Analysis of test results for image recommendations for unillustrated articles from mediasearch are here https://phabricator.wikimedia.org/T272710#7119669
We want to get estimates of how many total unillustrated articles on each of the relevant wikis will have an image recommended by mediasearch, for different levels of likelihood-that-an-image-is-good in the recommendation. This is necessary for us to make a decision about which confidence score cutoff to use in making the recommendations. In general, we want the highest confidence score possible, but if there aren't enough recommendations at a high score, we will consider using a lower score.
The wikis are:
pt
de
ru
nl
vi
+1 TBD
The likelihood-that-an-image-is-good levels we want to measure are 0.89 (equivalent to the API's "high" confidence level), 0.75, 0.66, 0.58 (equivalent to the API's "medium" confidence level).

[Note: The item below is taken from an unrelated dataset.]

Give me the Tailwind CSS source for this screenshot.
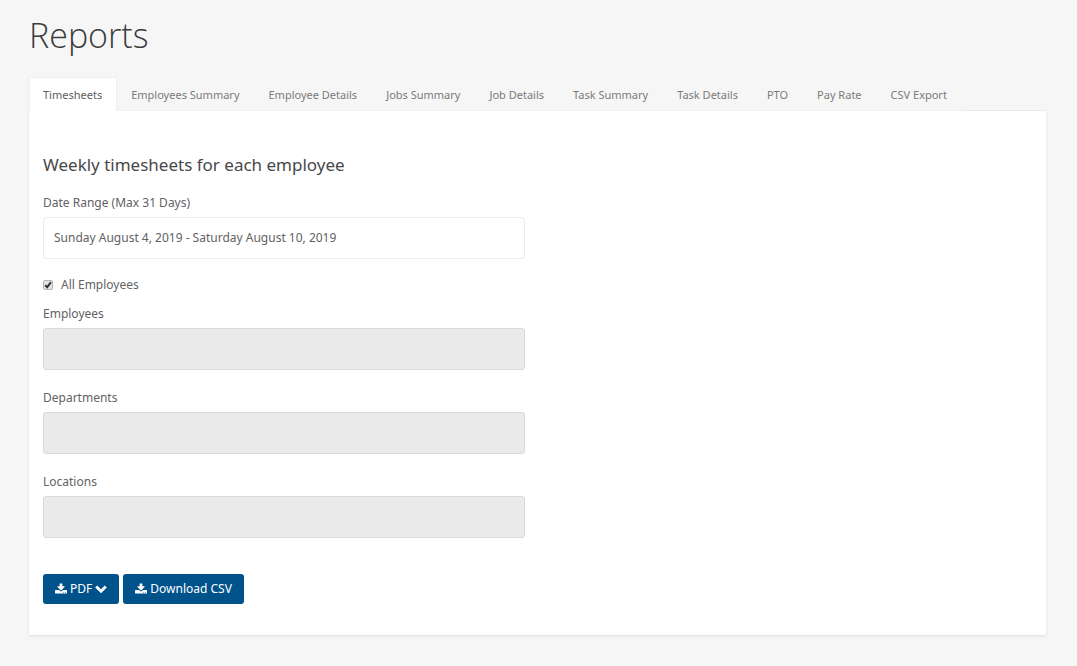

We can start with just measuring 0.89, and evaluate if that is a good enough number to use. If the number of recommendations at the 0.89 confidence level is too low, we will need to measure again at 0.75.
Acceptance criteria:
[] Document the number of suggestions for unillustrated articles in the above wikis at the 0.89 confidence level
[] Work with product management to evaluate whether that number is sufficient
[] If not, measure again at the 0.75 level, etc.